Assignment 0: Faris Aziz

Duffield

As I sit comfortably in Duffield, you can imagine the multitude of sounds that you may encounter. Of course, as campus is not as busy, the sounds are similar but with less intensity. I hear the jingle of keys and the soft dinging of an elevator. There’s varying levels of voices that can be found, from soft whispers in the distance to cheerful chatter and laughter. A laptop roughly closes followed by the jingling of a backpack. Through all this, the constant footsteps pass me, like echoing taps on the hard floor. The occasional sliding of feet also can be heard. A door creaks somewhere, and another door closes. The soft yet harsh ventilation system also can be heard alongside with something that sounds like a vacuum.

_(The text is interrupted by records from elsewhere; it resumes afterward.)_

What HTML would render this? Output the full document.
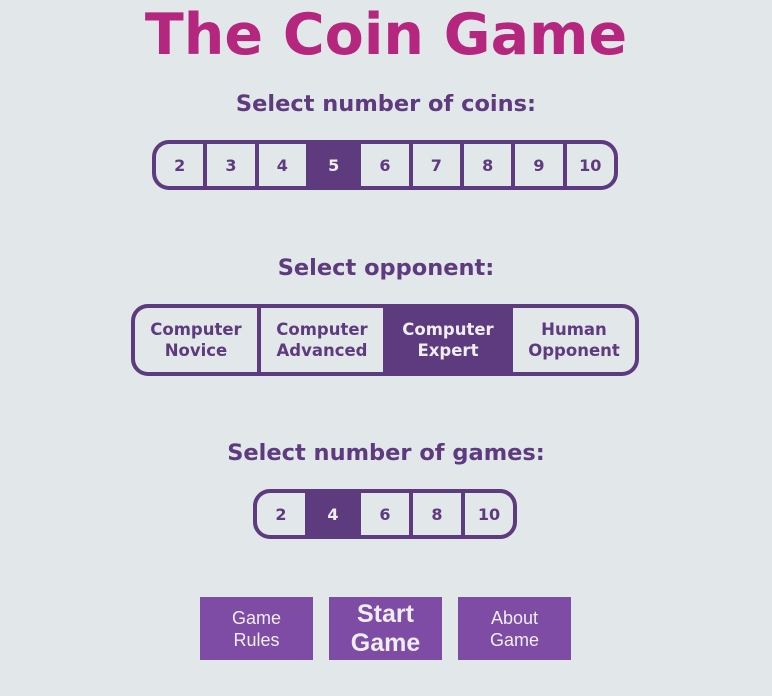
<!DOCTYPE html>
<html><head><style>
body{margin:0;width:772px;height:696px;background:#e2e7ea;font-family:"DejaVu Sans",Verdana,sans-serif;color:#5e3a7e;position:relative;overflow:hidden}
h1{position:absolute;top:1px;left:0;width:772px;margin:0;text-align:center;font-size:57px;line-height:68px;color:#b5267f;font-weight:bold}
.h{position:absolute;left:0;width:772px;text-align:center;font-weight:bold;font-size:22.5px}
.bar{position:absolute;box-sizing:border-box;border:4px solid #5e3a7e;border-radius:17px;background:#5e3a7e;display:flex;gap:4px;overflow:hidden}
.bar div{flex:1;background:#e2e7ea;display:flex;align-items:center;justify-content:center;font-weight:bold;font-size:16px;text-align:center;line-height:21px}
.bar div.s{background:#5e3a7e;color:#eee}
.bar.o div{font-size:16.5px}
.b{position:absolute;top:597px;width:113px;height:63px;background:#7f4ca5;color:#eee;font-family:"Liberation Sans",Arial,sans-serif;font-size:18px;line-height:22px;display:flex;align-items:center;justify-content:center;text-align:center}
</style></head><body>
<h1>The Coin Game</h1>
<div class="h" style="top:91px">Select number of coins:</div>
<div class="bar" style="left:152px;top:140px;width:466px;height:50px">
<div>2</div><div>3</div><div>4</div><div class="s">5</div><div>6</div><div>7</div><div>8</div><div>9</div><div>10</div></div>
<div class="h" style="top:255px">Select opponent:</div>
<div class="bar o" style="left:131px;top:304px;width:508px;height:72px">
<div>Computer<br>Novice</div><div>Computer<br>Advanced</div><div class="s">Computer<br>Expert</div><div>Human<br>Opponent</div></div>
<div class="h" style="top:440px">Select number of games:</div>
<div class="bar" style="left:253px;top:489px;width:264px;height:50px">
<div>2</div><div class="s">4</div><div>6</div><div>8</div><div>10</div></div>
<div class="b" style="left:200px">Game<br>Rules</div>
<div class="b" style="left:329px;font-weight:bold;font-size:25px;line-height:29px">Start<br>Game</div>
<div class="b" style="left:458px">About<br>Game</div>
</body></html>
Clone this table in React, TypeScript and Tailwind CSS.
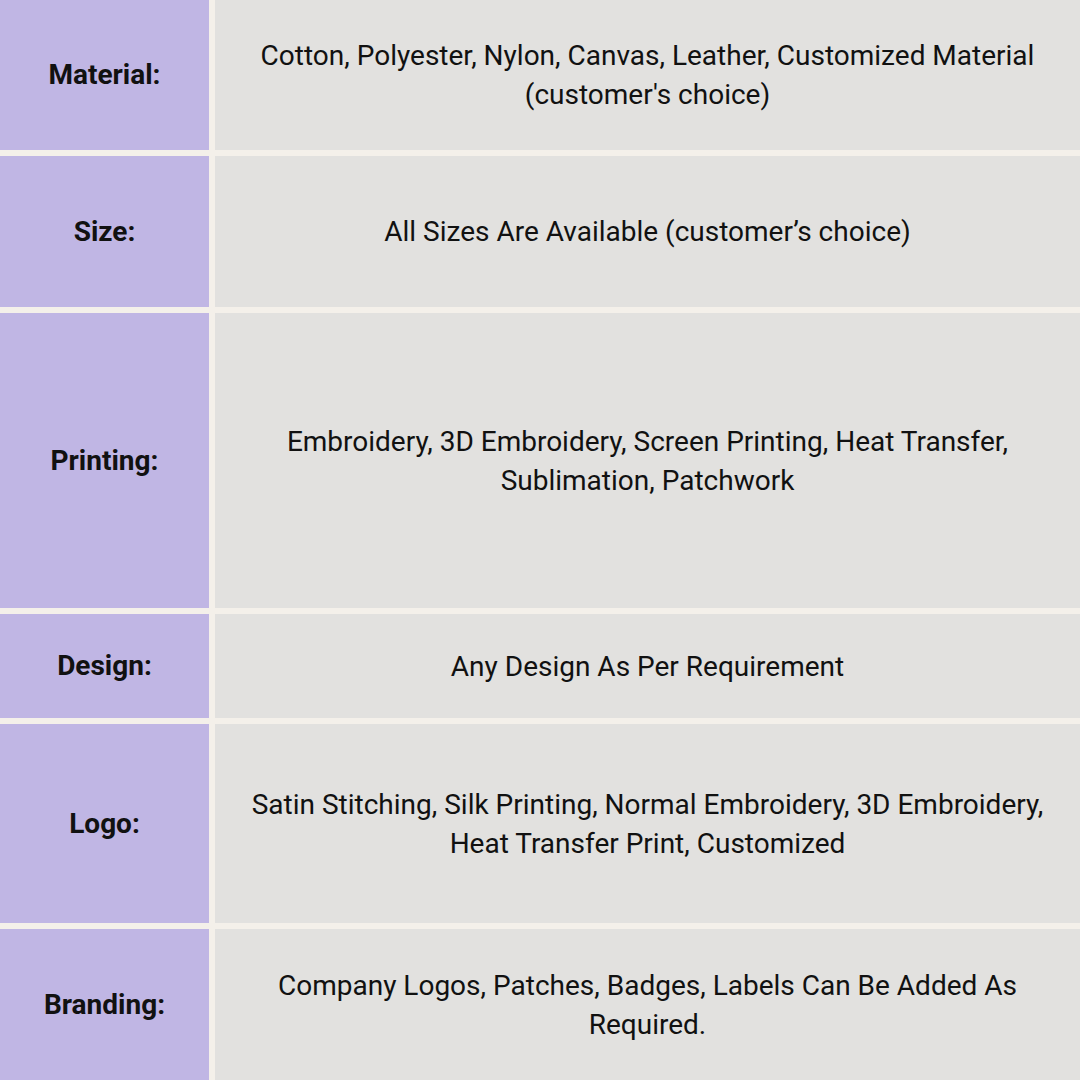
const rows = [
  { label: 'Material:', value: ['Cotton, Polyester, Nylon, Canvas, Leather, Customized Material', "(customer's choice)"], h: 'h-[150px]' },
  { label: 'Size:', value: ['All Sizes Are Available (customer’s choice)'], h: 'h-[151px]' },
  { label: 'Printing:', value: ['Embroidery, 3D Embroidery, Screen Printing, Heat Transfer,', 'Sublimation, Patchwork'], h: 'h-[295px]' },
  { label: 'Design:', value: ['Any Design As Per Requirement'], h: 'h-[104px]' },
  { label: 'Logo:', value: ['Satin Stitching, Silk Printing, Normal Embroidery, 3D Embroidery,', 'Heat Transfer Print, Customized'], h: 'h-[199px]' },
  { label: 'Branding:', value: ['Company Logos, Patches, Badges, Labels Can Be Added As', 'Required.'], h: 'h-[151px]' },
]

export default function App() {
  return (
    <div className="w-[1080px] h-[1080px] overflow-hidden bg-[#f4f0ea] flex flex-col gap-[6px] font-['Roboto',sans-serif] text-[#111111]">
      {rows.map((row) => (
        <div key={row.label} className={`flex gap-[6px] shrink-0 ${row.h}`}>
          <div className="w-[209px] shrink-0 bg-[#c0b6e4] flex items-center justify-center text-[28px] font-bold">
            {row.label}
          </div>
          <div className="flex-1 bg-[#e2e1df] flex flex-col items-center justify-center text-center text-[28px] leading-[39px]">
            {row.value.map((line) => (
              <div key={line}>{line}</div>
            ))}
          </div>
        </div>
      ))}
    </div>
  )
}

Plant Science Building Boiler Room

https://drive.google.com/drive/folders/1XlgqgB_IfrQmc3lNqxwyT6iLnb1a3bt6

I spent ten minutes sitting, listening on the stairwell within the multi-level boiler room within the Plant Science building.  I was intrigued by the sheer presence of mechanical noise there — it’s loud but not harsh, and the many running boilers, pipes, and other machines whir collectively, each contributing another layer of sound to the room’s ambience.  While focusing on ‘deep listening,’ I found it difficult to truly discern where one layer of sound began and another ended — I believe this was because many running machines were two stories or more below where I sat; also, the metal pipes running over my head resonated and echoed the rumbling room, which served to further obscure the sounds’ origins.  Occasionally, some distant boiler would hiss out some steam, or another machine would whir to life — these sounds eventually blended in with everything else as my ears acclimated to them.  A very deep frequency provided a grounding and encompassing sense of weight and presence that made me feel small and somewhat out-of-place in a room whose purpose is so functional and without superfluity, as I sat, hidden, on the rusty stairwell.